If John McPhee can compile his various New Yorker pieces into a book, Ray thought, why couldn’t she do the same? So she gathered essays she had already written. In collecting her work, she looked for common threads and themes and settled on the pursuit of wildness.

The book is divided into three parts: “Meridian,” “Migration” and “Magnitude.” In “Meridian,” Ray takes us to Montana, where she earned an MFA in environmental writing from the University of Montana. She ventures into the Bob Marshall Wilderness; to Wild Horse Island in Flathead Lake; into the Yaak, an area in the extreme Northwest corner of Montana, where her friend and fellow writer Rick Bass has lived and fought for wilderness for decades; and to an isolated cabin in Helena National Forest. Having lived in Montana and trekked into the Bob Marshall, I found her story about encountering a herd of elk there during a rainstorm—the animals didn’t smell or really see Ray and her husband—both mystical and moving.

She writes: “Looking back, I remember those moments as hypnosis. I was under the spell of wilderness and under the power spell of the elk. If the cow had asked me to go with her, I would have. For this one fleeting interlude, I belonged to her world.”

I won’t talk about the other Montana stories Ray shares, but trust me, after reading them, you’ll want to visit, as I do most every day. Please refrain from doing so. Confine your Montana visits to Internet searches—the state is being loved to death.

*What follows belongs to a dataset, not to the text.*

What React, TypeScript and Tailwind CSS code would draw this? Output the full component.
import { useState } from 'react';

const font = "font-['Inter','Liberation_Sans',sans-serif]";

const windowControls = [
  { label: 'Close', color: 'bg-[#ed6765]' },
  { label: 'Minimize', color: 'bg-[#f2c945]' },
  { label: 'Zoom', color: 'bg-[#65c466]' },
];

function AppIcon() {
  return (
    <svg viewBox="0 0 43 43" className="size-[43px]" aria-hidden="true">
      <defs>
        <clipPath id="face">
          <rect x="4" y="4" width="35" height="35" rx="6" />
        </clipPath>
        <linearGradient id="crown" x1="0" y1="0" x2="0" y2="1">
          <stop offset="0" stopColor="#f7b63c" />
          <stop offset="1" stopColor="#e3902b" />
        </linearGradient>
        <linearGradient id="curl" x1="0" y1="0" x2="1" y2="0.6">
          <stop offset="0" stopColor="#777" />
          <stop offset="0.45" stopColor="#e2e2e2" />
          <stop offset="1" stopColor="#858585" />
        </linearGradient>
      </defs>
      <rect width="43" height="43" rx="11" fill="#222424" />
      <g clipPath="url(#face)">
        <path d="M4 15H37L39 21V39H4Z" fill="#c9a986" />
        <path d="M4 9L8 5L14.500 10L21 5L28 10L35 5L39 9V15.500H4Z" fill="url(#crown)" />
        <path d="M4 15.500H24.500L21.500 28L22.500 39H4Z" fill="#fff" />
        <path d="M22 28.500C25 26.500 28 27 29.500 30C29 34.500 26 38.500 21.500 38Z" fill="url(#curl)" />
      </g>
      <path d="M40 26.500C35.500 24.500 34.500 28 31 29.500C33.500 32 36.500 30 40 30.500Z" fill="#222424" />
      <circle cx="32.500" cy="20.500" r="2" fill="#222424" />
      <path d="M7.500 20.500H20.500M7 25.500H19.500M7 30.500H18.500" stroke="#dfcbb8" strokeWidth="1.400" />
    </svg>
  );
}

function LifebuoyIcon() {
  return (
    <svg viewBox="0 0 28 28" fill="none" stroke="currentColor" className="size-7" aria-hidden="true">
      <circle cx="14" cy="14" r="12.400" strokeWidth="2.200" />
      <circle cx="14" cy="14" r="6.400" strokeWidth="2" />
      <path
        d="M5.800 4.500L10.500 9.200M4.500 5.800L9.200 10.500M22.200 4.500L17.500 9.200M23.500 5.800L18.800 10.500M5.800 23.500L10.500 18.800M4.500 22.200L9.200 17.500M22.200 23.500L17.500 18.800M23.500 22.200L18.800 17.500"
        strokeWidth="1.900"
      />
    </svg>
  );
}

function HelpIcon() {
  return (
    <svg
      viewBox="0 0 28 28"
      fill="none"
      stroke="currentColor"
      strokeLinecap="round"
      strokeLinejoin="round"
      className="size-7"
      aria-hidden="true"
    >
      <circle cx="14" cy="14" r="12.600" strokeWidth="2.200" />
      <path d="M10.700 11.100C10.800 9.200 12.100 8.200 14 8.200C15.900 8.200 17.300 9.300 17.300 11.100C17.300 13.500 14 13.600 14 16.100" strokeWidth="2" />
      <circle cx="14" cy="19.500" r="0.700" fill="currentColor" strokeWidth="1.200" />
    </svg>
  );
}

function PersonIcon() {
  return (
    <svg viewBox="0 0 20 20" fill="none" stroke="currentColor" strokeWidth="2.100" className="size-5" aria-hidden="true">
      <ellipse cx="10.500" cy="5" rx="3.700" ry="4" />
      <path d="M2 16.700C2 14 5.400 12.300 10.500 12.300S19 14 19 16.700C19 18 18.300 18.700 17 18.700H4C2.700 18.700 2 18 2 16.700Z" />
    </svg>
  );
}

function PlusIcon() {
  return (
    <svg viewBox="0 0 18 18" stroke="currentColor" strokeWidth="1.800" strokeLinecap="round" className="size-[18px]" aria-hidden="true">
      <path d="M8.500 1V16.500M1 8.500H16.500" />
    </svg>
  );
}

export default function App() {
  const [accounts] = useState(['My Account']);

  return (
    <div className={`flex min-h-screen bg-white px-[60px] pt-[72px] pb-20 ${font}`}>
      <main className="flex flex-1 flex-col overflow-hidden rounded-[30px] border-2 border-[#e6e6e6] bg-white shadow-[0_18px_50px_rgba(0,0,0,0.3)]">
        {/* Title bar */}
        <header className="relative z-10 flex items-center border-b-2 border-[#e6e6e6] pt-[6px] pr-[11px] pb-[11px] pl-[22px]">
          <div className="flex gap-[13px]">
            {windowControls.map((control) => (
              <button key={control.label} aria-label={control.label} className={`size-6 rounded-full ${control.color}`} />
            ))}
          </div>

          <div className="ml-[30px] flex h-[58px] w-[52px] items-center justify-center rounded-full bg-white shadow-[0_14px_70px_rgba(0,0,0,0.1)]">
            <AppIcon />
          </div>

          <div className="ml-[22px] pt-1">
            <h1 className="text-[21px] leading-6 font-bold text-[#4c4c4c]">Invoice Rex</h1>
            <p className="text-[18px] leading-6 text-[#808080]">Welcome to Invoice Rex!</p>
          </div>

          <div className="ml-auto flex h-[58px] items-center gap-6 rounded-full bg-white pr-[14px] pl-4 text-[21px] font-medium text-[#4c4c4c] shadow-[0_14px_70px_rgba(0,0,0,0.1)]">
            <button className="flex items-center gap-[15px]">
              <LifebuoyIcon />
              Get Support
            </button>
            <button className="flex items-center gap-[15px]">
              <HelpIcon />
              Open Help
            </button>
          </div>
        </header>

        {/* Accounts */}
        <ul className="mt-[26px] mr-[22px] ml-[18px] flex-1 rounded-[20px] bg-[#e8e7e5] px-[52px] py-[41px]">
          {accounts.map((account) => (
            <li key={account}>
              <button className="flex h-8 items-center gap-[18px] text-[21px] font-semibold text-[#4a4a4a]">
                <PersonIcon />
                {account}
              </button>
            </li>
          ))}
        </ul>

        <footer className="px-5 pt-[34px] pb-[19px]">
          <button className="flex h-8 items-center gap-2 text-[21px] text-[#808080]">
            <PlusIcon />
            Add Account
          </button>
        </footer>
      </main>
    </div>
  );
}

In the “Migration” section, we accompany Ray to the Nicoya Peninsula in western Costa Rica; to the avian and aquatic life of Belize; to the desert Southwest; to Michoacán in southern Mexico to see monarch butterflies; and to a dinner party with friends in Sitka, AK, where almost everything served is locally sourced. The people Ray introduces us to are as memorable as the environment she shows us. I really wish I could have been on these trips with her, but in reading her account, you can almost feel you were.

The last section, “Magnitude,” has several stories from the South, close to Ray’s home in Tatnall County, about 50 miles west of Savannah. We see her paddling a kayak through Okefenokee and towing behind her a sick child in another kayak. “Okefenokee Swamp is a large bog, a depression, a peat-maker, a mosaic of peat batteries—a saucer, not a cup. There is very little solid ground, only floating sod. The sphagnum that defines the bog is so thick it appears weight-bearing, but when you step onto it, you sink.”

On the Appalachian Trail near Springer Mountain, darkness overtakes her, unprepared, and she removes her shoes to feel the trail on the earth. She muses about darkness, writing, “I have found out that what we miss, in our love for daylight and things of day, is a nocturnal natural history of fabulous proportion, Spring and fall, birds fill the night sky, mostly unseen. High in the universe yellow-billed cuckoos migrate, their bodies silhouetted against harvest moons.” 

No matter where she travels, Ray finds wildness. Or maybe she travels to places renowned for wildness. In Crystal Springs, FL, we meet manatees. In an Oxford, MS cemetery, Ray goes spider hunting with two women who love all varieties of arachnids.

“My favorite parts of nature writing are moments of reflection, when I get to philosophize a little and think ‘Why did it happen?’” Ray says. “I feel really grateful that I get to answer that question, ‘What does it mean?’ For me, that’s the best part of being a writer.”